Stated goal: Write the lines out again, from the top of the material to the line containing "the fields below.</div>", pictures excluded.

Data shown:
— Begin —

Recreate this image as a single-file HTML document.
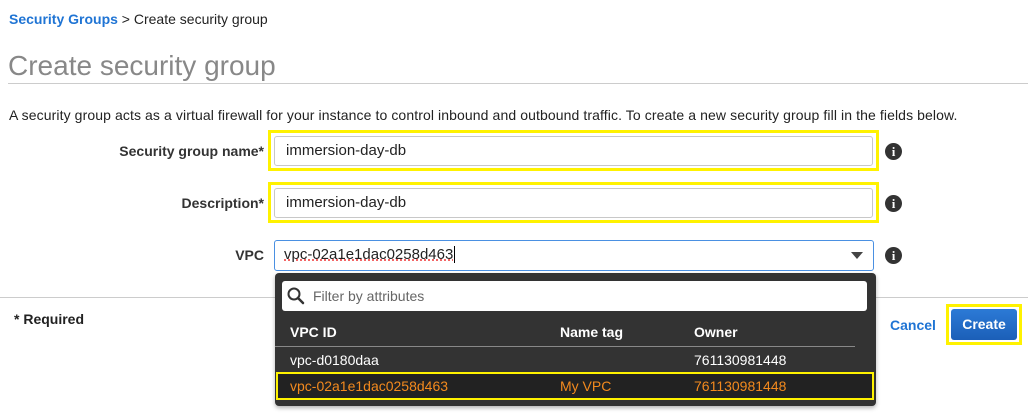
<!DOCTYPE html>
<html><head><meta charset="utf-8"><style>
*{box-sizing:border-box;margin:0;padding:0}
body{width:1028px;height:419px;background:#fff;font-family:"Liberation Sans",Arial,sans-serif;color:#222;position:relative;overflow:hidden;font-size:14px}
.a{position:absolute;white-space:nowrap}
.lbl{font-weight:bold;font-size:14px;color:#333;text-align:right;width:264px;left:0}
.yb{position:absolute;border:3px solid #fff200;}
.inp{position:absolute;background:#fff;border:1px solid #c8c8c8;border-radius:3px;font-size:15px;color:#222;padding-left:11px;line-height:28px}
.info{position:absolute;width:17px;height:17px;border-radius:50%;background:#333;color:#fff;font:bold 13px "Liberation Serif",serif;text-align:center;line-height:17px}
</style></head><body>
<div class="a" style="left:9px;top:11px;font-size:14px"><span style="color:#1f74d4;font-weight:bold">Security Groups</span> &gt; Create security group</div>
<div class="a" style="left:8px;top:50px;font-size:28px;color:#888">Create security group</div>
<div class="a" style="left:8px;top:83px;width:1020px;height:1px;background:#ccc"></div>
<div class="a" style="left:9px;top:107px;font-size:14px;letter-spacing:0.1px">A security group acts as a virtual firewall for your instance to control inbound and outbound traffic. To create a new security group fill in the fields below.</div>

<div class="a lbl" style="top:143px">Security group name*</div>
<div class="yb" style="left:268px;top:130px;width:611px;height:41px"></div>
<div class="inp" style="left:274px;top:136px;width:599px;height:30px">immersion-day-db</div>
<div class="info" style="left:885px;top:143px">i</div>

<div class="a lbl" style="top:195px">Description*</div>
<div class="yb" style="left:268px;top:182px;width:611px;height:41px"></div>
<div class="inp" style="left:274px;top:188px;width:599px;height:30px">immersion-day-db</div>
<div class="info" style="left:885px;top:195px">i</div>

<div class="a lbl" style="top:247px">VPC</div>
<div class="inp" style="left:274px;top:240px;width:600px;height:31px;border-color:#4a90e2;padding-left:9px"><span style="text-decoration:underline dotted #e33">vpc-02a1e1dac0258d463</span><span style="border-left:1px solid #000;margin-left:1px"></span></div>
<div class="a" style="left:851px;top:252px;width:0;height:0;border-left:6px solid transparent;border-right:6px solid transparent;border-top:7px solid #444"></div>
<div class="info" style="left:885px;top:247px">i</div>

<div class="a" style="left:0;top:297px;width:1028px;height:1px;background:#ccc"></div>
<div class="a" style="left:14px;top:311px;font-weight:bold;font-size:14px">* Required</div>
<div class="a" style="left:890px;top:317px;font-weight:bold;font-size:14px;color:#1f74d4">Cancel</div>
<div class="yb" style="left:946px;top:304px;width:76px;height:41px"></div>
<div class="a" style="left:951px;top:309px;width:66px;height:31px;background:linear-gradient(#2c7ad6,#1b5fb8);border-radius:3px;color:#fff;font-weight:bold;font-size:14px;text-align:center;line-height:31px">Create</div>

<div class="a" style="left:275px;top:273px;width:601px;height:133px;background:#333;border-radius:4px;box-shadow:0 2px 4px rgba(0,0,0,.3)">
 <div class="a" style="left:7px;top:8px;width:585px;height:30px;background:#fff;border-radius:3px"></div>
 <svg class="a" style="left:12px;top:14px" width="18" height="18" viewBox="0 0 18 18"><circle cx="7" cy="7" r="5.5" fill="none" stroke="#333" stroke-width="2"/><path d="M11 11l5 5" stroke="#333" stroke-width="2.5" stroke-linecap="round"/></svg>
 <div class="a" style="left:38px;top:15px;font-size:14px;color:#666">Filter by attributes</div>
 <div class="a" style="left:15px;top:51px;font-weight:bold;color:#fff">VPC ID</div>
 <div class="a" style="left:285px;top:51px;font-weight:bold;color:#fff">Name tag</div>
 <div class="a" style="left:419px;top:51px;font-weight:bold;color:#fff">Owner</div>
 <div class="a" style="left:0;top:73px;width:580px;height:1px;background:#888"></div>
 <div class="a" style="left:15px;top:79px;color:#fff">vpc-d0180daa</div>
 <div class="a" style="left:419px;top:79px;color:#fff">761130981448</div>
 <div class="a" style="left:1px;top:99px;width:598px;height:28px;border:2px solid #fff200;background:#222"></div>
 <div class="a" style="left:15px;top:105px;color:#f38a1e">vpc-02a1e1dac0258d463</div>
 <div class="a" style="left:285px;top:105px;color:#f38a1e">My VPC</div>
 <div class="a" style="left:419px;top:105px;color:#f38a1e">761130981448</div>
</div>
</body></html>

— End —

Task response:
Recreate this image as a single-file HTML document.
<!DOCTYPE html>
<html><head><meta charset="utf-8"><style>
*{box-sizing:border-box;margin:0;padding:0}
body{width:1028px;height:419px;background:#fff;font-family:"Liberation Sans",Arial,sans-serif;color:#222;position:relative;overflow:hidden;font-size:14px}
.a{position:absolute;white-space:nowrap}
.lbl{font-weight:bold;font-size:14px;color:#333;text-align:right;width:264px;left:0}
.yb{position:absolute;border:3px solid #fff200;}
.inp{position:absolute;background:#fff;border:1px solid #c8c8c8;border-radius:3px;font-size:15px;color:#222;padding-left:11px;line-height:28px}
.info{position:absolute;width:17px;height:17px;border-radius:50%;background:#333;color:#fff;font:bold 13px "Liberation Serif",serif;text-align:center;line-height:17px}
</style></head><body>
<div class="a" style="left:9px;top:11px;font-size:14px"><span style="color:#1f74d4;font-weight:bold">Security Groups</span> &gt; Create security group</div>
<div class="a" style="left:8px;top:50px;font-size:28px;color:#888">Create security group</div>
<div class="a" style="left:8px;top:83px;width:1020px;height:1px;background:#ccc"></div>
<div class="a" style="left:9px;top:107px;font-size:14px;letter-spacing:0.1px">A security group acts as a virtual firewall for your instance to control inbound and outbound traffic. To create a new security group fill in the fields below.</div>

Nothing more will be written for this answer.